Signal an Rabat
Von Sabine KebirMit einer großen Militärparade ist am 1. November in Algerien der 70. Jahrestag des Beginns der antikolonialen Revolution begangen worden. Dabei muss die Bedeutung der Waffenschau im internationalen Kontext gesehen werden. Die vor allem aus russischer Produktion stammenden Waffen der algerischen Streitkräfte seien »exklusiv für die Verteidigung« bestimmt, versicherte Präsident Abdelmadjid Tebboune. Auf der Tribüne neben ihm saßen die Präsidenten Tunesiens, Mauretaniens und der Westsahara sowie der Vorsitzende des libyschen Präsidialrats. Unausgesprochen diente die Zusammenkunft der maghrebinischen Staatschefs anlässlich der Feierlichkeiten auch als Manifestation gegenüber dem Nachbarstaat Marokko, der seit dem Ende des Zweiten Weltkriegs die wichtigste Militärbasis der USA in Afrika ist.
Die geopolitische Blockkonfrontation ist es auch, die den Algerien und Marokko entzweienden Konflikt um die Unabhängigkeit der völkerrechtswidrig zu großen Teilen vom Königreich annektierten Westsahara schwer lösbar macht. Obgleich sich die Europäische Union in dieser Frage – noch? – ans Völkerrecht gebunden fühlt, versuchen einzelne Mitglieder, die schon viel in die industrielle Entwicklung der Westsahara investiert haben, die Annexion anzuerkennen. Vor drei Jahren wollte das Spaniens Premierminister Pedro Sánchez, konnte es aber nicht durchsetzen. Und kürzlich machte Frankreichs Präsident Emmanuel Macron einen solchen Vorstoß – sehr zum Ärger Algeriens.
Zur Entspannung des Verhältnisses trägt auch nicht die zum algerischen Revolutionsjubiläum erfolgte Anerkennung Macrons bei, dass einer der ersten Führer der Revolution, Larbi Ben M'Hidi, im März 1957 in der Haft von französischen Polizeikräften zu Tode gefoltert wurde und nicht, wie bislang behauptet, Selbstmord beging. Reichlich verspätet einzelne Greueltaten zuzugeben – so algerische und auch einige französische Historiker –, stelle immer noch den Versuch dar, sich um die Anerkennung der vollen Schuld von 130 Jahren Kolonisation zu drücken.

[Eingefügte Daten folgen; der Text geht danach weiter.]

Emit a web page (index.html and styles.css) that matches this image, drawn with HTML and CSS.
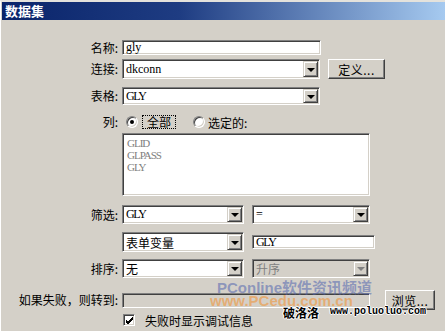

Der Jahrestag war auch Anlass, dass 4.000 verurteilte Inhaftierte durch ein von Tebboune unterzeichnetes Dekret amnestiert wurden. Unter den Begnadigten war der jetzt 65jährige Journalist Ihsane El Kadi, der seit seiner Studentenzeit für die Berberkultur, Demokratie und Pressefreiheit aktiv war. Bevor er im Dezember 2022 verhaftet wurde, leitete er die renommierte Internetplattform Le Petit Café du Grand Maghreb, auf der Diskussionen zwischen Politikern, Juristen, Wirtschaftswissenschaftlern und Vertretern der Zivilgesellschaft ein breites Followerpublikum hatten. Die Plattform stand in der Tradition der Demokratiebewegung des Hirak, die 2019 den Rückzug des schwerkranken Präsidenten Abdelaziz Bouteflika erzwang und bis zur Coronakrise mit allwöchentlichen friedlichen Demonstrationen im ganzen Land für mehr Demokratie eintrat.
Weil El Kadi zur Finanzierung seiner Plattform Gelder aus dem Ausland nutzte und »die Sicherheit des Staates« gefährdet habe, wurde er zunächst zu fünf und im Verlauf eines Revisionsprozesses zu sieben Jahren Haft verurteilt. Tatsächlich hatte eine in Großbritannien lebende Tochter El Kadis dessen Medienunternehmen mitfinanziert. Da auch die Ausrüstung seiner Studios konfisziert wurde, konnte es keinen Zweifel geben, dass El Kadis Verurteilung als politisch motiviert verstanden werden musste. Sie rief sowohl in der algerischen Öffentlichkeit als auch international Proteste hervor, die unter anderem von Noam Chomsky, Annie Ernaux, Ken Loach und Arundhati Roy mitgetragen wurden. Inwieweit es El Kadi möglich sein wird, seinen Beruf wiederaufzunehmen, ist noch unklar.
Seine Verurteilung fand in einer Atmosphäre allgemeinen Rückbaus der Pressefreiheit statt, die auch für andere Medien existenzgefährdend war. Diese staatlichen Restriktionen waren insofern unverständlich, als sich sowohl Algeriens Ökonomie wie auch die Kaufkraft seiner Bürger im Aufwind befinden. Offene Foren wie El Kadis Café können dem Land nur zugute kommen.